As part of World Cancer Day (4th Feb), the journal of Molecular Oncology invited researchers to take part in a writing competition aimed at highlighting how research in other areas of life sciences or technology influences the field of cancer biology and promotes cancer research. This entry, by Óscar González-Velasco, received the second prize.
New generative Artificial Intelligence (AI) methods, based on Large Language Models (LLM) for text generation like ChatGPT-3, PaLM and LLaMA, and diffusion models for image creation like Dalle2, Midjourney and StableDiffusion2, have open a new framework for creating novel entities, including text, images, and other data; these AI creations resemble characteristics and functionalities of those of real-word or human-made objects, but with no natural analogs. While there are still lot of challenges and problems to overcome, these AI methods are becoming an integral part of daily life, even for professional activities, and they will in the next decades drive a profound transformation in human society. These advances are especially remarkable on language models, capable of human-level text generation. Now these new generative AI methods are now starting to also understand, and speak, the language of life: that of DNA and protein sequences.
The first highly successful AI model in molecular biology that makes partial use of generative models has been AlphaFold2, a protein folding prediction tool that can read amino acid sequences and predict their 3-D structure. It uses what is known as a transformer, a state-of-the-art deep learning model typically used in natural language processing to understand word-sentence relationships depending on position and context, in this case amino acid sequences. Transformers are capable of learning patterns that arise in complex systems using a multiple layered architecture of neural networks.
Now, a new generation of these algorithms is beginning to design de novo artificial molecules. Traditional protein engineering methods relied on iterative mutagenesis to identify and select structural and functional properties. More recent methods use computational simulations of biophysical properties or evolution-based models for the design and identification of structures with desired stability and functionality; however, these methods have several limitations. However, each of these methods has its limitations. For example, some are restricted to specific protein families, while others may be computationally expensive or even unfeasible to simulate.
Researchers and pharmaceutical companies are starting to use generative models to efficiently produce and test thousands of candidates; new, more sophisticated, and datadriven models are now being developed to produce bioactive compounds, monoclonal antibodies, and proteins with specific functions. As an example of this, a recent paper by Madani et al. demonstrated the potential of LLM to read protein sequences and create new ones from scratch with a predictable function and across a wide range of protein families. This is not just a toy experiment or a curiosity; the researchers tested the validity of these new proteins from five distinct lysozyme families, demonstrating to have similar catalytic efficiencies as natural lysozymes, having only a 31.4% sequence identity compared with their natural counterparts.
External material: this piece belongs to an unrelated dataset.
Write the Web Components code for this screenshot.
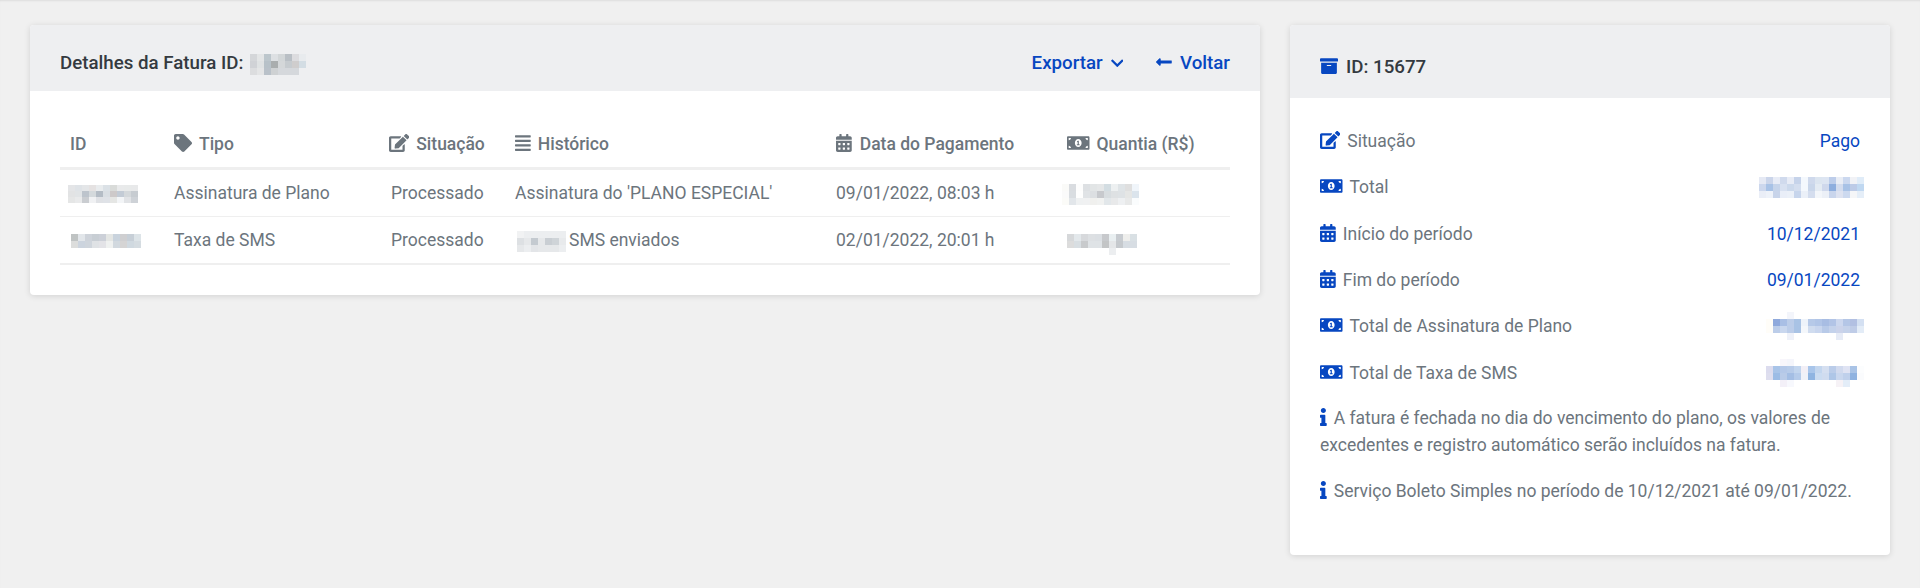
<!DOCTYPE html>
<html lang="pt-BR">
<head>
<meta charset="utf-8">
<title>Detalhes da Fatura</title>
<style>
html,body{margin:0;padding:0;background:#f0f0f0;height:100%;overflow:hidden;font-family:Roboto,"Liberation Sans",sans-serif;font-size:17.5px;color:#6c757d}
</style>
</head>
<body>
<invoice-page>
  <invoice-card slot="main">
    <span slot="title">Detalhes da Fatura ID: <blur-patch rh="7" style="margin-left:2px" colors="d4d6d9 e3e5e6 bcc6cc dde0e3 d2d6d8 b9bfc5 dcdcdf e8ebee|d0d2d6 dfe2e3 b7c1c8 a9adae d4d7d9 c6cbcf cfcdcd d3dde4|dcdddf e4e5e6 b9c1c9 ced1d3 d5d8dc d5d8dc d5d8dc eeeff1"></blur-patch></span>
    <div slot="actions" class="actions">
      <action-link label="Exportar" icon="chevron" after></action-link>
      <action-link label="Voltar" icon="arrow"></action-link>
    </div>
    <invoice-table></invoice-table>
  </invoice-card>
  <invoice-card slot="side" tall>
    <span slot="title"><fa-icon name="archive" color="#0747c1" gap="8"></fa-icon>ID: 15677</span>
    <invoice-summary></invoice-summary>
  </invoice-card>
</invoice-page>
<script>
const ICONS={
tag:[512,"M0 252.118V48C0 21.49 21.49 0 48 0h204.118a48 48 0 0 1 33.941 14.059l211.882 211.882c18.745 18.745 18.745 49.137 0 67.882L293.823 497.941c-18.745 18.745-49.137 18.745-67.882 0L14.059 286.059A48 48 0 0 1 0 252.118zM112 64c-26.51 0-48 21.49-48 48s21.49 48 48 48 48-21.49 48-48-21.49-48-48-48z"],
edit:[576,"M402.6 83.2l90.2 90.2c3.8 3.8 3.8 10 0 13.8L274.4 405.6l-92.8 10.3c-12.4 1.4-22.9-9.1-21.5-21.5l10.3-92.8L388.8 83.2c3.8-3.8 10-3.8 13.8 0zm162-22.9l-48.8-48.8c-15.2-15.2-39.9-15.2-55.2 0l-35.4 35.4c-3.8 3.8-3.8 10 0 13.8l90.2 90.2c3.8 3.8 10 3.8 13.8 0l35.4-35.4c15.2-15.3 15.2-40 0-55.2zM384 346.2V448H64V128h229.8c3.2 0 6.2-1.3 8.5-3.5l40-40c7.6-7.6 2.2-20.5-8.5-20.5H48C21.5 64 0 85.5 0 112v352c0 26.5 21.5 48 48 48h352c26.5 0 48-21.5 48-48V306.2c0-10.7-12.9-16-20.5-8.5l-40 40c-2.2 2.3-3.5 5.3-3.5 8.5z"],
justify:[448,"M432 416H16a16 16 0 0 0-16 16v32a16 16 0 0 0 16 16h416a16 16 0 0 0 16-16v-32a16 16 0 0 0-16-16zm0-128H16a16 16 0 0 0-16 16v32a16 16 0 0 0 16 16h416a16 16 0 0 0 16-16v-32a16 16 0 0 0-16-16zm0-128H16a16 16 0 0 0-16 16v32a16 16 0 0 0 16 16h416a16 16 0 0 0 16-16v-32a16 16 0 0 0-16-16zm0-128H16A16 16 0 0 0 0 48v32a16 16 0 0 0 16 16h416a16 16 0 0 0 16-16V48a16 16 0 0 0-16-16z"],
calendar:[448,"M0 464c0 26.5 21.5 48 48 48h352c26.5 0 48-21.5 48-48V192H0v272zm320-196c0-6.6 5.4-12 12-12h40c6.6 0 12 5.4 12 12v40c0 6.6-5.4 12-12 12h-40c-6.6 0-12-5.4-12-12v-40zm0 128c0-6.6 5.4-12 12-12h40c6.6 0 12 5.4 12 12v40c0 6.6-5.4 12-12 12h-40c-6.6 0-12-5.4-12-12v-40zM192 268c0-6.6 5.4-12 12-12h40c6.6 0 12 5.4 12 12v40c0 6.6-5.4 12-12 12h-40c-6.6 0-12-5.4-12-12v-40zm0 128c0-6.6 5.4-12 12-12h40c6.6 0 12 5.4 12 12v40c0 6.6-5.4 12-12 12h-40c-6.6 0-12-5.4-12-12v-40zM64 268c0-6.6 5.4-12 12-12h40c6.6 0 12 5.4 12 12v40c0 6.6-5.4 12-12 12H76c-6.6 0-12-5.4-12-12v-40zm0 128c0-6.6 5.4-12 12-12h40c6.6 0 12 5.4 12 12v40c0 6.6-5.4 12-12 12H76c-6.6 0-12-5.4-12-12v-40zM400 64h-48V16c0-8.8-7.2-16-16-16h-32c-8.8 0-16 7.2-16 16v48H160V16c0-8.8-7.2-16-16-16h-32c-8.8 0-16 7.2-16 16v48H48C21.5 64 0 85.5 0 112v48h448v-48c0-26.5-21.5-48-48-48z"],
money:[640,"M352 288h-16v-88c0-4.42-3.58-8-8-8h-13.58c-4.74 0-9.37 1.4-13.31 4.03l-15.33 10.22a7.994 7.994 0 0 0-2.22 11.09l8.88 13.31a7.994 7.994 0 0 0 11.09 2.22l.47-.31V288h-16c-4.42 0-8 3.58-8 8v16c0 4.42 3.58 8 8 8h64c4.42 0 8-3.58 8-8v-16c0-4.42-3.58-8-8-8zM608 64H32C14.33 64 0 78.33 0 96v320c0 17.67 14.33 32 32 32h576c17.67 0 32-14.33 32-32V96c0-17.67-14.33-32-32-32zM48 400v-64c35.35 0 64 28.65 64 64H48zm0-224v-64h64c0 35.35-28.65 64-64 64zm272 192c-53.02 0-96-50.15-96-112 0-61.86 42.98-112 96-112s96 50.14 96 112c0 61.87-43 112-96 112zm272 32h-64c0-35.35 28.65-64 64-64v64zm0-224c-35.35 0-64-28.65-64-64h64v64z"],
archive:[512,"M32 448c0 17.7 14.3 32 32 32h384c17.7 0 32-14.3 32-32V160H32v288zm160-212c0-6.6 5.4-12 12-12h104c6.6 0 12 5.4 12 12v8c0 6.6-5.4 12-12 12H204c-6.6 0-12-5.4-12-12v-8zM480 32H32C14.3 32 0 46.3 0 64v48c0 8.8 7.2 16 16 16h480c8.8 0 16-7.2 16-16V64c0-17.7-14.3-32-32-32z"],
info:[192,"M20 424.229h20V279.771H20c-11.046 0-20-8.954-20-20V212c0-11.046 8.954-20 20-20h112c11.046 0 20 8.954 20 20v212.229h20c11.046 0 20 8.954 20 20V492c0 11.046-8.954 20-20 20H20c-11.046 0-20-8.954-20-20v-47.771c0-11.046 8.954-20 20-20zM96 0C56.235 0 24 32.235 24 72s32.235 72 72 72 72-32.235 72-72S135.764 0 96 0z"],
chevron:[448,"M207.029 381.476L12.686 187.132c-9.373-9.373-9.373-24.569 0-33.941l22.667-22.667c9.357-9.357 24.522-9.375 33.901-.04L224 284.505l154.745-154.021c9.379-9.335 24.544-9.317 33.901.04l22.667 22.667c9.373 9.373 9.373 24.569 0 33.941L240.971 381.476c-9.373 9.372-24.569 9.372-33.942 0z"],
arrow:[448,"M134.059 296H436c6.627 0 12-5.373 12-12v-56c0-6.627-5.373-12-12-12H134.059v-46.059c0-21.382-25.851-32.09-40.971-16.971L7.029 239.029c-9.373 9.373-9.373 24.569 0 33.941l86.059 86.059c15.119 15.119 40.971 4.411 40.971-16.971V296z"]
};
class Base extends HTMLElement{
  render(html){this.attachShadow({mode:'open'}).innerHTML=html;}
}
class FaIcon extends Base{
  connectedCallback(){
    if(this.shadowRoot)return;
    const n=ICONS[this.getAttribute('name')];
    const s=+this.getAttribute('size')||18,c=this.getAttribute('color')||'currentColor',g=this.getAttribute('gap')||0;
    const w=n[0]/512*s;
    this.render(`<style>:host{display:inline-block;vertical-align:-2px;line-height:0;margin-right:${g}px}svg{display:block;fill:${c}}</style><svg width="${w}" height="${s}" viewBox="0 0 ${n[0]} 512" aria-hidden="true"><path d="${n[1]}"/></svg>`);
  }
}
customElements.define('fa-icon',FaIcon);
class BlurPatch extends Base{
  connectedCallback(){
    if(this.shadowRoot)return;
    const rows=this.getAttribute('colors').split('|').map(r=>r.trim().split(/\s+/));
    const rh=+this.getAttribute('rh')||7,w=+this.getAttribute('cw')||7;
    const cols=Math.max(...rows.map(r=>r.length));
    const cells=rows.map(r=>r.map(c=>`<i style="background:${c==='0'?'transparent':'#'+c}"></i>`).join('')).join('');
    const half=(rows.length*rh-2)/2;
    this.render(`<style>:host{display:inline-grid;vertical-align:middle;margin-top:${-half}px;margin-bottom:${-half}px;grid-template-columns:repeat(${cols},${w}px);grid-auto-rows:${rh}px}i{display:block}</style>${cells}`);
  }
}
customElements.define('blur-patch',BlurPatch);
class ActionLink extends Base{
  connectedCallback(){
    if(this.shadowRoot)return;
    const l=this.getAttribute('label'),i=this.getAttribute('icon');
    const after=this.hasAttribute('after');
    const ic=after?`<fa-icon name="${i}" size="14.4" style="margin-left:8px;vertical-align:-1px"></fa-icon>`:`<fa-icon name="${i}" size="18" gap="8"></fa-icon>`;
    this.render(`<style>:host{display:inline-block;color:#0747c1;font-weight:500;font-size:18.72px;line-height:24px;white-space:nowrap}</style>${after?l+ic:ic+l}`);
  }
}
customElements.define('action-link',ActionLink);
class InvoiceCard extends Base{
  connectedCallback(){
    if(this.shadowRoot)return;
    const tall=this.hasAttribute('tall');
    this.render(`<style>
      :host{display:block;background:#fff;border-radius:4px;box-shadow:0 1px 6px rgba(0,0,0,.13);overflow:hidden}
      header{background:#eeeff1;display:flex;justify-content:space-between;align-items:flex-start;height:${tall?73:66}px;box-sizing:border-box;padding:${tall?30:26}px 30px 0;font-weight:500;color:#343a40;font-size:18.72px;line-height:24px}
      ::slotted(.actions){display:flex;gap:33px}
    </style><header><slot name="title"></slot><slot name="actions"></slot></header><slot></slot>`);
  }
}
customElements.define('invoice-card',InvoiceCard);
class InvoicePage extends Base{
  connectedCallback(){
    if(this.shadowRoot)return;
    this.render(`<style>
      :host{display:block;position:relative;height:588px;box-shadow:inset 0 2px 2px -1px rgba(0,0,0,.08)}
      .grid{display:flex;gap:30px;align-items:flex-start;padding:25px 30px 0}
      .m{flex:1;min-width:0}.s{width:600px;flex:none}
    </style><div class="grid"><div class="m"><slot name="main"></slot></div><div class="s"><slot name="side"></slot></div></div>`);
  }
}
customElements.define('invoice-page',InvoicePage);
class InvoiceTable extends Base{
  connectedCallback(){
    if(this.shadowRoot)return;
    const th=(i,t,g=7)=>`<th>${i?`<fa-icon name="${i}" gap="${g}"></fa-icon>`:''}${t}</th>`;
    this.render(`<style>
      :host{display:block;padding:30px}
      table{width:100%;border-collapse:collapse;table-layout:fixed;font-size:17.5px;color:#6c757d}
      th{font-weight:500;text-align:left;padding:0 10px;height:46px;border-bottom:3px solid #efefef;white-space:nowrap;box-sizing:content-box}
      td{padding:0 10px;height:46px;border-bottom:1px solid #efefef;white-space:nowrap}
      tr:last-child td{border-bottom-width:2px}
      .ic{padding-left:12px}
    </style>
    <table><colgroup><col style="width:104px"><col style="width:215px"><col style="width:126px"><col style="width:321px"><col style="width:231px"><col style="width:173px"></colgroup>
    <thead><tr>${th('', 'ID')}${th('tag','Tipo')}${th('edit','Situação')}${th('justify','Histórico')}${th('calendar','Data do Pagamento',8)}${th('money','Quantia (R$)')}</tr></thead>
    <tbody>
    <tr><td><blur-patch rh="6" style="margin-left:-2px" colors="e4e5e7 dfe3e7 e4e6e8 e5e2e2 e9ecee dbe1e6 d9dbd9 e9eaeb e8eaea e8e9ea|e2e3e4 e1e4e6 bdc4cc d4d9dc b4bcc5 d9dee3 cdc9c9 c3cbd5 d4d8db c7ccd1|e5e6e6 e9eaeb cacdd1 f0f1f3 dfe1e5 dfe2e7 e5e6e4 f3f5f7 e1e3e6 ced2d7"></blur-patch></td><td>Assinatura de Plano</td><td class="ic">Processado</td><td>Assinatura do 'PLANO ESPECIAL'</td><td>09/01/2022, 08:03 h</td><td><blur-patch style="margin-left:-5px" colors="fafaf8 d9dce0 fdfdfd dde0e3 e2e5e6 e5e7e8 d3dde2 edf0f1 dfe4e7 dfdfdf f0f5fa|fafafa d9dde1 fefefe e0e3e6 dcdfe2 c7c9cd d8dde0 dee1e3 dee2e5 e5e6e5 dbe4ec|fbfbf8 e2e6ea eff1f2 f0f1f2 f0f0ee f1f2f1 e2e7ea e8e9ea eef0f2 e8e9e9 fafcfd"></blur-patch></td></tr>
    <tr><td><blur-patch style="margin-left:1px" colors="bfc3c3 e2e6ea ced3da c8ced4 ccd0d8 e4e6e4 c9d3dd cfcfd1 c7cfd7 dde4e8|dcdddc ccd4de cfd5dc dfe2e5 e3e3e7 eff1f0 d2d9df d5d4d4 d0d9e0 d5dce1"></blur-patch></td><td>Taxa de SMS</td><td class="ic">Processado</td><td><blur-patch rh="7" style="margin-left:2px;margin-right:3px" colors="f1f2f3 eceef0 eceef0 eceef0 eceef0 eceef0 eceef0|dde0e3 e6e8ea c4cad0 e6e8ea c9ced3 cfd4d8 e8eaec|e6e8ea eceef0 e3e5e8 e6e8ea e6e8ea e6e8ea eceef0"></blur-patch>SMS enviados</td><td>02/01/2022, 20:01 h</td><td><blur-patch colors="0 0 0 0 0 0 0 0 0 0|d6d8da e3e8eb d7d9dc dde0e3 dbdfe3 c7c9cc e9eff1 c7cbd0 eeeeec d9e0e4|dcdcdc d8dee2 c8cacc dfe3e6 dfe3e6 c3c5c6 e4e6e8 c5c9cd d7dde3 d7dde3|0 0 0 0 0 0 eceef0 0 0 0"></blur-patch></td></tr>
    </tbody></table>`);
  }
}
customElements.define('invoice-table',InvoiceTable);
class SummaryRow extends Base{
  connectedCallback(){
    if(this.shadowRoot)return;
    const i=this.getAttribute('icon'),l=this.getAttribute('label');
    this.render(`<style>
      :host{display:flex;justify-content:space-between;align-items:center;height:46.33px;font-size:17.5px;color:#6c757d}
      .v{color:#0747c1;display:flex;align-items:center;height:24px}
    </style><span><fa-icon name="${i}" color="#0747c1" gap="7"></fa-icon>${l}</span><span class="v"><slot></slot></span>`);
  }
}
customElements.define('summary-row',SummaryRow);
class InvoiceSummary extends Base{
  connectedCallback(){
    if(this.shadowRoot)return;
    this.render(`<style>
      :host{display:block;padding:20px 30px 50.5px}
      blur-patch{margin-right:-4px}
      p{margin:0;font-size:17.5px;line-height:26.67px;color:#6c757d}
      p.a{margin-top:9px;margin-bottom:19.4px}
    </style>
    <summary-row icon="edit" label="Situação">Pago</summary-row>
    <summary-row icon="money" label="Total"><blur-patch colors="e5e9f4 cbd5ea e8ecf6 d0daed e8ecf6 c6d3ea f4f8fd cfd9ec dce5f0 dde5f2 bdcdea e9edf5 cbd8ef f1f2f6 e0ecf8|ccd7ed a8c2e6 c6d4ea d8e1f1 ccd9ec d4deef f4f8fd c9d6ea e4ebf3 cfd8ec 8eaede d3dcee a8c2e6 bdcbe7 c0d8f1|eaeef7 eef2f9 c8d4ea e9eef8 ebf0f8 c7d5ec ebf0f8 d4ddee f3f6fa ecf0f7 c9d5ec dde2f0 ccd9ef f5f6f8 e5eef8"></blur-patch></summary-row>
    <summary-row icon="calendar" label="Início do período">10/12/2021</summary-row>
    <summary-row icon="calendar" label="Fim do período">09/01/2022</summary-row>
    <summary-row icon="money" label="Total de Assinatura de Plano"><blur-patch colors="0 0 0 f3f5fb 0 0 0 0 0 0 0 0 0 0|fffdf8 8fa9dc a9bfe5 bccde9 a9c3e5 eef3fa b6c9e8 b1c5e7 a8bde3 b2c4e6 ccd7ee b4c6e6 b2c0e2 d4e0f2|fffdf8 bccde9 c9d7ee bccde9 a9c3e5 f4f7fb d0dcef c9d6ee b8cae8 c4d2eb cbd3ea c5d2ea bfcce7 e3ecf7|0 0 0 eef1f9 0 0 0 0 0 0 e6ebf6 0 0 0"></blur-patch></summary-row>
    <summary-row icon="money" label="Total de Taxa de SMS"><blur-patch colors="0 0 f8f6fb f4f5fb 0 0 0 0 0 0 0 0 0 0|dcdcee a8c4e8 b4c8e8 b7cbe9 c2d5ee f2eff6 a8c5ea c3d6ee d5dff0 bacce9 d1daee dfe3f3 a9c3e6 fcfdfe|dedeee 9cbce5 b9cbe8 a4bee4 b5cbea eff1f8 8fb4e1 cbdcf1 d0dcef aec6e7 c9d7ee bfd0eb 8fb2e0 fafbfd|0 0 f3f0f8 f7f8fd 0 0 0 0 0 0 f6f2f6 e3edf8 0 0"></blur-patch></summary-row>
    <p class="a"><fa-icon name="info" color="#0747c1" gap="7"></fa-icon>A fatura é fechada no dia do vencimento do plano, os valores de excedentes e registro automático serão incluídos na fatura.</p>
    <p><fa-icon name="info" color="#0747c1" gap="7"></fa-icon>Serviço Boleto Simples no período de 10/12/2021 até 09/01/2022.</p>`);
  }
}
customElements.define('invoice-summary',InvoiceSummary);
</script>
</body>
</html>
These new advances could be groundbreaking for some areas of cancer research; this is particularly true for monoclonal antibodies, which can be pre-designed with specific
functionalities by AI models, but also could be applied to build genetically modified T cells with both T cell receptor (TCR) and Chimeric antigen receptors (CARs).
As a postdoc in bioinformatics on the German Cancer Research Center (DKFZ) funded by the AI Health Innovation Cluster program, my focus is to apply AI on biomolecular data. As an example, I am using deep learning convolutional networks to predict the primary site of Cancers of Unknown Primary, as well as their response to treatment using RNA-Seq data. My focus is not only helping on the diagnosis stage, but also as a means of understanding gene markers and networks that drives the AI classification using explainable machine learning methods. One of our next goals is to use sequencing data with LLM, so we can design sequences that matches our needs for some specific biological questions, and use these complex models to understand, for example, immune system adaptability.
Despite some challenges, such as the availability of large public collections of biomedical and molecular data or the requirement of large infrastructures and their associated energy consumption, the emergence of new generative AI technologies will revolutionize several scientific fields and industries in the coming years. This includes cancer research, where AI could facilitate the creation of new molecules, including the design of new drugs and antibodies based on desired features, or even genetically engineered immune cells that we hope one day be able to fight cancer for us.